Le n°13 de la rue Marlot appartient à la première génération du genre polar. Je ne parle pas de celle de
Simenon. Ici, on est au XIXème. C'est aussi un roman judiciaire parisien. C'est le premier tome d'une trilogie avec le détective William Dow.
René de Pont-Jest, né en 1829 et mort en 1904, est le grand-père de
Sacha Guitry. Il s'est mis à la littérature après une carrière d'officier de marine. Il fut aussi journaliste au Figaro, chargé de la chronique judiciaire.
Sacha Guitry l'évoque dans les termes suivants : «
René de Pont-Jest, ancien officier de marine, romancier, chroniqueur, homme très distingué, esprit fin, fine lame, aimant les femmes, aimant le jeu - type disparu du Parisien à guêtres blanches sous pantalons à carreaux» .
On pourra trouver un intérêt dans l'immersion en une époque qui nous est étrangère aujourd'hui. On y considère un homme de 60 ans comme un vieillard. La visite détaillée de la morgue donne une idée des moyens de conservation des corps, et nous fait presque basculer dans le genre steam punk. Les poursuites se font en voiture à cheval. Certains traits ont toutefois des résonnances très actuelles, comme par exemple le zèle et la brutalité de fonctionnaire, ou l'évocation de problèmes d'autorité en France. Il y a page 13 un paragraphe qui mérite d'être médité par nos gouvernants à l'autoritarisme excessif.

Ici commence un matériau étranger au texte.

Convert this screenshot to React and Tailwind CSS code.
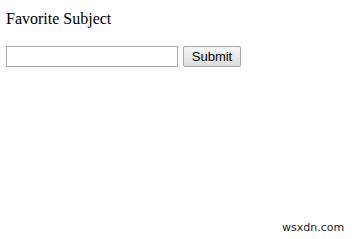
import React from 'react';

const App = () => {
  return (
    <div className="relative w-[356px] h-[239px] bg-white overflow-hidden">
      <form className="px-[6px] pt-[10px]" onSubmit={(e) => e.preventDefault()}>
        <p className="text-[16px] leading-[18px] text-black" style={{ fontFamily: '"Liberation Serif", serif' }}>
          Favorite Subject
        </p>
        <div className="flex items-center gap-[5px] mt-[18px]">
          <input
            type="text"
            className="w-[172px] h-[21px] border border-[#a9a9a9] bg-white outline-none"
          />
          <button
            type="submit"
            className="w-[58px] h-[21px] border border-[#a6a6a6] rounded-[2px] bg-gradient-to-b from-[#f6f6f6] to-[#dddddd] text-[13px] leading-[19px] text-black"
            style={{ fontFamily: '"Liberation Sans", Arial, sans-serif' }}
          >
            Submit
          </button>
        </div>
      </form>
      <span
        className="absolute left-[282px] top-[221px] text-[11px] leading-[14px] text-[#222]"
        style={{ fontFamily: '"DejaVu Sans", sans-serif' }}
      >
        wsxdn.com
      </span>
    </div>
  );
};

export default App;
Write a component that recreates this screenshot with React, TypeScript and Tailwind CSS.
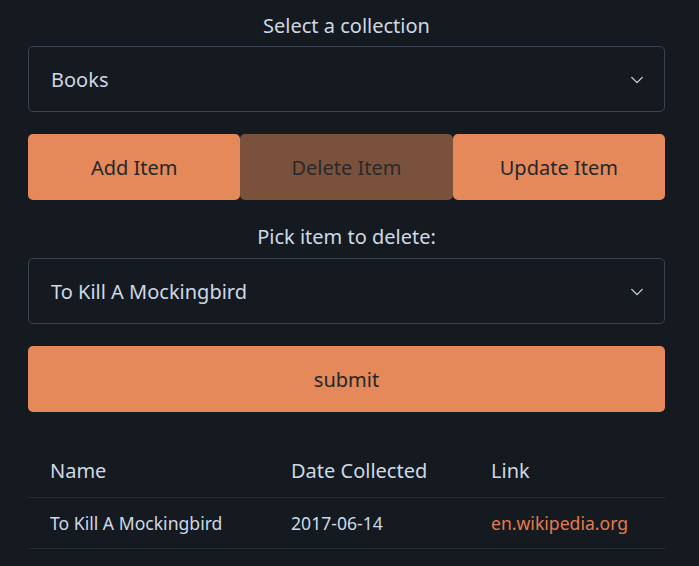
import React from 'react';

const font = { fontFamily: '"Noto Sans", "Liberation Sans", sans-serif' };

const Chevron: React.FC = () => (
  <svg width="14" height="14" viewBox="0 0 16 16" fill="none" className="text-[#c9d1d9]">
    <path d="M2 5l6 6 6-6" stroke="currentColor" strokeWidth="1.6" strokeLinecap="round" strokeLinejoin="round" />
  </svg>
);

const SelectBox: React.FC<{ value: string }> = ({ value }) => (
  <div className="flex h-[66px] items-center justify-between rounded-[5px] border border-[#3a434f] pl-[22px] pr-[20px] pt-[2px] text-[20px] text-[#cdd9e5]">
    <span>{value}</span>
    <Chevron />
  </div>
);

export default function App() {
  return (
    <div className="min-h-[566px] w-full bg-[#151920] pt-[11px]" style={font}>
      <div className="ml-[28px] w-[637px]">
        <div className="text-center text-[20px] leading-[30px] text-[#cdd9e5]">Select a collection</div>
        <div className="mt-[5px]">
          <SelectBox value="Books" />
        </div>

        <div className="mt-[22px] flex h-[66px] text-[20px] text-[#24272c]">
          <button className="flex-1 rounded-[5px] bg-[#e5895a] pt-[2px]">Add Item</button>
          <button className="flex-1 rounded-[5px] bg-[#7a513b] pt-[2px] text-[#2a2a2c]">Delete Item</button>
          <button className="flex-1 rounded-[5px] bg-[#e5895a] pt-[2px]">Update Item</button>
        </div>

        <div className="mt-[22px] text-center text-[20px] leading-[30px] text-[#cdd9e5]">Pick item to delete:</div>
        <div className="mt-[6px]">
          <SelectBox value="To Kill A Mockingbird" />
        </div>

        <button className="mt-[22px] h-[66px] w-full rounded-[5px] bg-[#e5895a] pt-[2px] text-[20px] text-[#24272c]">submit</button>

        <table className="mt-[34px] w-full border-collapse text-left text-[#cdd9e5]">
          <thead>
            <tr className="border-b border-[#262c35]">
              <th className="w-[241px] pl-[22px] pb-[11px] pt-[10px] text-[20px] font-normal">Name</th>
              <th className="w-[200px] pl-[22px] pb-[11px] pt-[10px] text-[20px] font-normal">Date Collected</th>
              <th className="pl-[22px] pb-[11px] pt-[10px] text-[20px] font-normal">Link</th>
            </tr>
          </thead>
          <tbody>
            <tr className="border-b border-[#262c35]">
              <td className="pl-[22px] pt-[12px] pb-[12px] text-[17.6px]">To Kill A Mockingbird</td>
              <td className="pl-[22px] pt-[12px] pb-[12px] text-[17.6px]">2017-06-14</td>
              <td className="pl-[22px] pt-[12px] pb-[12px] text-[17.6px]">
                <a href="#" className="text-[#e57b4b]">en.wikipedia.org</a>
              </td>
            </tr>
          </tbody>
        </table>
      </div>
    </div>
  );
}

Le détective, William Dow, est un américain. Il loge à l'hôtel du Dauphin. Celui-ci fait face à l'immeuble où a lieu le crime, au 13 de la rue Marlot. William Dow est aussi médecin et pratique la contre-autopsie.
René de Pont-Jest n'est pas avare de détails qu'il énonce dans un style dépourvu d'émotion.
«DONNEZ-NOUS DES MAISONS, UNE NOURRITURE MEILLEURE, DES LOIS PLUS HUMAINES ET N'ÉCRIVEZ PAS «PRISONS» DE QUELQUE CÔTÉ QUE NOUS NOUS TOURNIONS." écrit Dickens dans
les Carillons. Si le n°13 de la rue Marlot est loin du roman engagé,
René de Pont-Jest s'approche quelque peu de la pensée de
Charles Dickens.
La deuxième partie du roman verse dans un style roman feuilleton à l'eau de rose. le personnage de Rumilly se rapproche des vieux pères jaloux, possessifs et autoritaires des comédies de
Molière.
En dernière partie, l'auteur apporte un regain de tension avec rebondissement aux Assises lorsque William Dow réapparait.
Dans l'ensemble, le n°13 de la rue Marlot se lit avec intérêt. le mystère est soutenu. L'écriture classique est agréable et fluide, bien qu'elle porte la marque de son temps.